I am a perfectionist and a stickler for rules. I am the one who will read all the rules of a board game and call you on it if you aren't doing something correctly. I am the one who will sit down and actually read through company policies and procedures. That is why it was so difficult for me address my invitations. I searched online for proper etiquette but got conflicting information everywhere I looked. For example, for an unmarried couple living together, I found three different "correct ways" to address the invitation: 1) Woman first, 2) Alphabetically by last name, and 3) Person you know better first. What is a rule-follower to do when the rules aren't clear?! Well, I decided to make my own rules. I still want to be "proper" but decided that modern etiquette has changed a bit from the stiff, formal traditions of the past. Here are some of my more "rebellious' decisions.
On the outer envelopes, I strayed a bit from the etiquette that
states that envelopes should be hand-written in cursive or
calligraphied. Labels were definitely a no-no for me, but with my ugly
handwriting and all the beautiful fonts out there these days, I decided
to print my envelopes. I considered fauxlligrahy, but with so much other stuff going on, I actually forgot about it until the invites were in the mail.
When it came to addressing the invites, I made sure to
spell out all street names and states. This got excessively long when
I had to write "457 Northeast One Hundred Thirty-Seventh Avenue,
Apartment 4B" instead of "457 NE 137th Avenue #4B". On a side note, this actually caused some friction with my favorite postman (aka Dad) because it conflicts with the USPS guidelines on addressing envelopes. Did you know that you're not supposed to put a comma between the city and state abbreviation? I didn't...something to keep in mind for my non-wedding invitation correspondence.
I
also researched the proper use of Miss, Ms., and Mrs., particularly in
cases of divorced women, widows, and married women who kept their last
name. The rules were not always clear here either, but here is the
simple rules I followed:
Miss - I did not use this
title, which is generally reserved for young girls. Young girls are
not listed on the outer envelope, and since I was doing informal inner
envelopes, there was no need to use the title.
Mrs. -
I only used this title when a woman was currently married and took the
name of her husband (in which case the envelope was addressed to Mr.

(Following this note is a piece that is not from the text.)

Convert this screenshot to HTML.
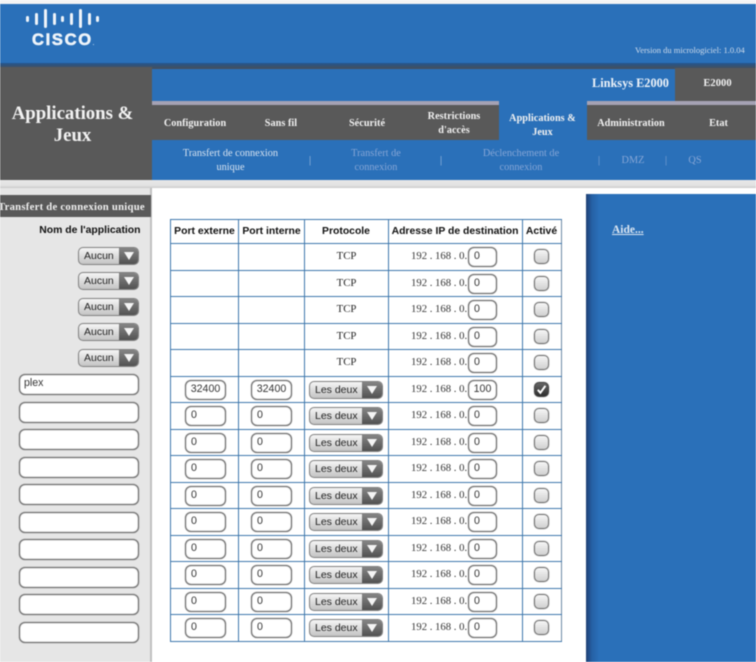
<!DOCTYPE html>
<html lang="fr">
<head>
<meta charset="utf-8">
<title>Applications &amp; Jeux</title>
<style>
html,body{margin:0;padding:0;background:#fff}
body{width:756px;height:662px;overflow:hidden;position:relative}
#p{position:absolute;left:0;top:0;width:756px;height:662px;overflow:hidden;filter:blur(.5px);font-family:"Liberation Serif",serif;color:#222}
#p div,#p span.a{position:absolute;box-sizing:border-box}
.t{white-space:nowrap;text-align:center;line-height:14px}
.b{font-weight:bold;color:#f2f2f2;font-size:10.2px;letter-spacing:.05px}
.s{color:#d9e4f1;font-size:10.3px;line-height:15px}
.d{color:#86a6d6}
.h{font:bold 10.4px/14px "Liberation Sans",sans-serif;color:#111;text-align:center;white-space:nowrap;top:225px}
.vl{width:1px;top:219px;height:422px;background:#3f78ad}
.hl{height:1px;left:170px;width:392px;background:#3f78ad}
.r{left:0;width:756px;height:26px}
.in{background:#fff;border:1px solid #6e6e6e;border-radius:6px;box-shadow:inset 0 0 1px #777,0 0 1px #888;font:10.6px/17px "Liberation Sans",sans-serif;color:#333;height:20px;padding-left:5px;white-space:nowrap}
.p1{left:185px;width:41px;top:4px}
.p2{left:251px;width:41px;top:4px}
.ip{left:468px;width:29px;top:4px}
.c{text-align:center;padding-left:0}
.sel{border:1px solid #808080;border-radius:5px;height:18px;background:linear-gradient(#f5f5f5,#c4c4c4);font:10.5px/16.5px "Liberation Sans",sans-serif;color:#222;overflow:hidden;white-space:nowrap;padding-left:5px}
.sel i{position:absolute;right:0;top:0;bottom:0;background:linear-gradient(#858585,#525252);display:block}
.sel i:after{content:"";position:absolute;left:50%;top:4px;margin-left:-5px;border-left:5px solid transparent;border-right:5px solid transparent;border-top:8px solid #f4f4f4}
.ps{left:309px;width:74px;top:5px}
.ps i{width:20px}
.as{left:78px;width:61px;height:18px}
.as i{width:19px}
.tcp{left:305px;width:83px;top:6px;font-size:10.8px;line-height:14px;text-align:center;color:#222}
.ad{left:411px;width:56px;top:6px;font-size:10.7px;line-height:14px;white-space:nowrap;color:#333}
.cb{left:534px;top:6px;width:15px;height:15px;border:1px solid #6e6e6e;border-radius:5px;box-shadow:0 0 1px #777;background:linear-gradient(#f6f6f6,#d0d0d0)}
.ln{left:19px;width:120px;height:21px}
.bar{background:#eef4fa;width:3px;border-radius:1.5px}
</style>
</head>
<body>
<div id="p">
<!-- header -->
<div style="left:0;top:0;width:756px;height:4px;background:#f4f4f4"></div>
<div style="left:0;top:4px;width:756px;height:61px;background:#2a70b9"></div>
<div style="left:0;top:63px;width:756px;height:6px;background:linear-gradient(#23558f,#484f58)"></div>
<div class="bar" style="left:26px;top:16px;height:6px"></div>
<div class="bar" style="left:35px;top:13px;height:12px"></div>
<div class="bar" style="left:44px;top:9px;height:19px"></div>
<div class="bar" style="left:52.5px;top:13px;height:12px"></div>
<div class="bar" style="left:61px;top:16px;height:6px"></div>
<div class="bar" style="left:70px;top:13px;height:12px"></div>
<div class="bar" style="left:78.5px;top:9px;height:19px"></div>
<div class="bar" style="left:87.5px;top:13px;height:12px"></div>
<div class="bar" style="left:96px;top:16px;height:6px"></div>
<div class="t" style="left:32px;top:32px;width:70px;text-align:left;font:bold 16.5px/16px 'Liberation Sans',sans-serif;letter-spacing:1.7px;color:#eef4fa;-webkit-text-stroke:.6px #eef4fa">CISCO<span style="font-size:5px;letter-spacing:0;-webkit-text-stroke:0">.</span></div>
<div class="t" style="left:635px;top:43px;font-size:8.5px;color:#cfdcec">Version du micrologiciel: 1.0.04</div>

<!-- grey left title -->
<div style="left:0;top:67px;width:152px;height:113px;background:#595959"></div>
<div class="t" style="left:0;top:102.5px;width:145px;font-size:18.8px;line-height:22.5px;font-weight:bold;color:#f2f2f2">Applications &amp;<br>Jeux</div>

<!-- nav -->
<div style="left:152px;top:69px;width:604px;height:33px;background:#2a70b9"></div>
<div style="left:675px;top:68px;width:81px;height:33px;background:#595959"></div>
<div class="t" style="left:592px;top:76px;font-size:12.3px;font-weight:bold;color:#eef3f9;line-height:15px">Linksys E2000</div>
<div class="t b" style="left:675px;top:77px;width:85px;font-size:10.5px">E2000</div>
<div style="left:152px;top:101px;width:604px;height:39px;background:#595959"></div>
<div style="left:152px;top:101px;width:347px;height:4px;background:#a5a2b4"></div>
<div style="left:587px;top:101px;width:169px;height:4px;background:#a5a2b4"></div>
<div style="left:499px;top:101px;width:88px;height:39px;background:#2a70b9"></div>
<div class="t b" style="left:152px;top:116.5px;width:86px">Configuration</div>
<div class="t b" style="left:238px;top:116.5px;width:86px">Sans fil</div>
<div class="t b" style="left:324px;top:116.5px;width:86px">Sécurité</div>
<div class="t b" style="left:411px;top:110px;width:86px;line-height:13.5px">Restrictions<br>d'accès</div>
<div class="t b" style="left:499px;top:112px;width:87px;line-height:13.5px">Applications &amp;<br>Jeux</div>
<div class="t b" style="left:587px;top:116.5px;width:88px">Administration</div>
<div class="t b" style="left:675px;top:116.5px;width:87px">Etat</div>

<!-- subnav -->
<div style="left:152px;top:140px;width:604px;height:40px;background:#2a70b9"></div>
<div class="t s" style="left:160px;top:147px;width:141px;line-height:13.5px">Transfert de connexion<br>unique</div>
<div class="t s d" style="left:305px;top:153px;width:10px;color:#a9c3e0;font-weight:normal">|</div>
<div class="t s d" style="left:335px;top:147px;width:82px;line-height:13.5px">Transfert de<br>connexion</div>
<div class="t s d" style="left:436px;top:153px;width:10px;color:#a9c3e0">|</div>
<div class="t s d" style="left:466px;top:147px;width:110px;line-height:13.5px">Déclenchement de<br>connexion</div>
<div class="t s d" style="left:594px;top:153px;width:10px">|</div>
<div class="t s d" style="left:616px;top:153px;width:34px">DMZ</div>
<div class="t s d" style="left:661px;top:153px;width:10px">|</div>
<div class="t s d" style="left:683px;top:153px;width:24px">QS</div>

<!-- band under nav -->
<div style="left:0;top:180px;width:756px;height:8px;background:linear-gradient(#e8e8e8,#e2e2e2 70%,#c8c8c8)"></div>

<!-- left column -->
<div style="left:0;top:188px;width:150px;height:474px;background:#e6e6e6"></div>
<div style="left:150px;top:188px;width:2px;height:474px;background:#c0c0c0"></div>
<div style="left:0;top:195px;width:151px;height:22px;background:#595959"></div>
<div class="t" style="left:-2px;top:200px;width:150px;font-size:10.7px;font-weight:bold;color:#f0f0f0;letter-spacing:.25px;text-align:left">Transfert de connexion unique</div>
<div class="t" style="left:0;top:224px;width:140.5px;text-align:right;font:bold 10.4px/14px 'Liberation Sans',sans-serif;color:#111">Nom de l'application</div>
<div class="sel as" style="top:246.5px">Aucun<i></i></div>
<div class="sel as" style="top:272px">Aucun<i></i></div>
<div class="sel as" style="top:297.5px">Aucun<i></i></div>
<div class="sel as" style="top:323px">Aucun<i></i></div>
<div class="sel as" style="top:348.5px">Aucun<i></i></div>
<div class="in ln" style="top:374px;line-height:17px;padding-left:4px">plex</div>
<div class="in ln" style="top:401.6px"></div>
<div class="in ln" style="top:429.1px"></div>
<div class="in ln" style="top:456.7px"></div>
<div class="in ln" style="top:484.2px"></div>
<div class="in ln" style="top:511.8px"></div>
<div class="in ln" style="top:539.3px"></div>
<div class="in ln" style="top:566.9px"></div>
<div class="in ln" style="top:594.4px"></div>
<div class="in ln" style="top:622px"></div>

<!-- white content -->
<div style="left:152px;top:188px;width:434px;height:474px;background:#fff"></div>

<!-- help -->
<div style="left:586px;top:194px;width:170px;height:468px;background:#2a70b9"></div>
<div style="left:586px;top:194px;width:13px;height:468px;background:linear-gradient(90deg,#1f3f73,#2560a5 45%,#2a70b9)"></div>
<div class="t" style="left:612px;top:223px;font-size:11.5px;font-weight:bold;color:#dbe6f2;text-decoration:underline">Aide...</div>

<!-- table grid -->
<div class="vl" style="left:170px"></div>
<div class="vl" style="left:238px"></div>
<div class="vl" style="left:304px"></div>
<div class="vl" style="left:388px"></div>
<div class="vl" style="left:522px"></div>
<div class="vl" style="left:561px;background:#6d8aa6"></div>
<div class="hl" style="top:219px"></div>
<div class="hl" style="top:243px"></div>
<div class="hl" style="top:270px"></div>
<div class="hl" style="top:296px"></div>
<div class="hl" style="top:323px"></div>
<div class="hl" style="top:349px"></div>
<div class="hl" style="top:376px"></div>
<div class="hl" style="top:402px"></div>
<div class="hl" style="top:429px"></div>
<div class="hl" style="top:455px"></div>
<div class="hl" style="top:482px"></div>
<div class="hl" style="top:508px"></div>
<div class="hl" style="top:535px"></div>
<div class="hl" style="top:561px"></div>
<div class="hl" style="top:588px"></div>
<div class="hl" style="top:614px"></div>
<div class="hl" style="top:641px"></div>

<div class="h" style="left:170px;width:69px">Port externe</div>
<div class="h" style="left:238px;width:67px">Port interne</div>
<div class="h" style="left:304px;width:84px">Protocole</div>
<div class="h" style="left:388px;width:134px">Adresse IP de destination</div>
<div class="h" style="left:522px;width:39px">Activé</div>

<!-- TCP rows -->
<div class="r" style="top:243px"><div class="tcp">TCP</div><div class="ad">192 . 168 . 0.</div><div class="in ip">0</div><div class="cb"></div></div>
<div class="r" style="top:269.5px"><div class="tcp">TCP</div><div class="ad">192 . 168 . 0.</div><div class="in ip">0</div><div class="cb"></div></div>
<div class="r" style="top:296px"><div class="tcp">TCP</div><div class="ad">192 . 168 . 0.</div><div class="in ip">0</div><div class="cb"></div></div>
<div class="r" style="top:322.5px"><div class="tcp">TCP</div><div class="ad">192 . 168 . 0.</div><div class="in ip">0</div><div class="cb"></div></div>
<div class="r" style="top:349px"><div class="tcp">TCP</div><div class="ad">192 . 168 . 0.</div><div class="in ip">0</div><div class="cb"></div></div>

<!-- plex row -->
<div class="r" style="top:375.5px"><div class="in p1 c">32400</div><div class="in p2 c">32400</div><div class="sel ps">Les deux<i></i></div><div class="ad">192 . 168 . 0.</div><div class="in ip c">100</div>
<div class="cb" style="background:linear-gradient(#666,#2e2e2e);border-color:#444"><svg style="position:absolute;left:0;top:0" width="13" height="13" viewBox="0 0 13 13"><path d="M2.8 6.8 L5.4 9.8 L10.4 2.8" fill="none" stroke="#fff" stroke-width="2"/></svg></div></div>

<!-- empty rows -->
<div class="r" style="top:402px"><div class="in p1">0</div><div class="in p2">0</div><div class="sel ps">Les deux<i></i></div><div class="ad">192 . 168 . 0.</div><div class="in ip">0</div><div class="cb"></div></div>
<div class="r" style="top:428.6px"><div class="in p1">0</div><div class="in p2">0</div><div class="sel ps">Les deux<i></i></div><div class="ad">192 . 168 . 0.</div><div class="in ip">0</div><div class="cb"></div></div>
<div class="r" style="top:455px"><div class="in p1">0</div><div class="in p2">0</div><div class="sel ps">Les deux<i></i></div><div class="ad">192 . 168 . 0.</div><div class="in ip">0</div><div class="cb"></div></div>
<div class="r" style="top:481.6px"><div class="in p1">0</div><div class="in p2">0</div><div class="sel ps">Les deux<i></i></div><div class="ad">192 . 168 . 0.</div><div class="in ip">0</div><div class="cb"></div></div>
<div class="r" style="top:508px"><div class="in p1">0</div><div class="in p2">0</div><div class="sel ps">Les deux<i></i></div><div class="ad">192 . 168 . 0.</div><div class="in ip">0</div><div class="cb"></div></div>
<div class="r" style="top:534.6px"><div class="in p1">0</div><div class="in p2">0</div><div class="sel ps">Les deux<i></i></div><div class="ad">192 . 168 . 0.</div><div class="in ip">0</div><div class="cb"></div></div>
<div class="r" style="top:561px"><div class="in p1">0</div><div class="in p2">0</div><div class="sel ps">Les deux<i></i></div><div class="ad">192 . 168 . 0.</div><div class="in ip">0</div><div class="cb"></div></div>
<div class="r" style="top:587.6px"><div class="in p1">0</div><div class="in p2">0</div><div class="sel ps">Les deux<i></i></div><div class="ad">192 . 168 . 0.</div><div class="in ip">0</div><div class="cb"></div></div>
<div class="r" style="top:614px"><div class="in p1">0</div><div class="in p2">0</div><div class="sel ps">Les deux<i></i></div><div class="ad">192 . 168 . 0.</div><div class="in ip">0</div><div class="cb"></div></div>
</div>
</body>
</html>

and Mrs. John Doe), or when a woman was widowed and never remarried
(Mrs. Jane Doe).
Ms. - I used this title in all other
situations -- single women, divorced women (whether they kept their
married name or reverted to their maiden name), married women who kept
their maiden name, married women who hyphenated their name, and women
who's status I was unsure of.
In my research, it seems
to depend on the region or culture you grew up in. Some women prefer
to be called "Mrs." if they are married, regardless of their last
name. Others find it sexist to be called Mrs. John Doe. Others feel
that the term Ms. refers to a spinster with nine cats who never got
married. Personally, I would be fine being called Ms., so I went with
that. I am probably over-thinking the whole issue and doubt many of my
guests would even pay attention to this detail.
For the inner envelopes, I decided to address guests casually because it sounds more personal to me. I feel weird addressing my little brother as "Mr. Smith" when I would never call him that in real life (except maybe in a sarcastic tone). So my inner envelopes had first names for friends and familial titles (i.e. Aunty Jane, Grandma, Uncle Bob) for relatives.
On the RSVP cards, I indicated the number of seats that had been reserved for the party. I know this is supposed to be dictated by the inner envelope, but I think a lot of people just aren't familiar with proper etiquette and may overlook this. For example, the inner envelope may just say John, but John might not know that this means a guest is not invited. I also avoided using phrases like "accepts with pleasure" and "declines with regret". Who am I to assume a guest is accepting with joy or declining with regret. A minor issue, but a "rule" I decided to follow. If you want to get really technical, I also read that a "proper" RSVP is a note from the invitee, not checking off boxes. I decided not to go this route, because if I sent a blank RSVP card, I doubt many people would know what to do with it.
Overall, I did what made the most sense to me. From my research online, it seems clear that there are not many people who really know what the proper etiquette is, and even less that actually care. I learned a lot in the process and feel satisfied with what I did. Are you concerned with proper etiquette, or did you stray from the rules?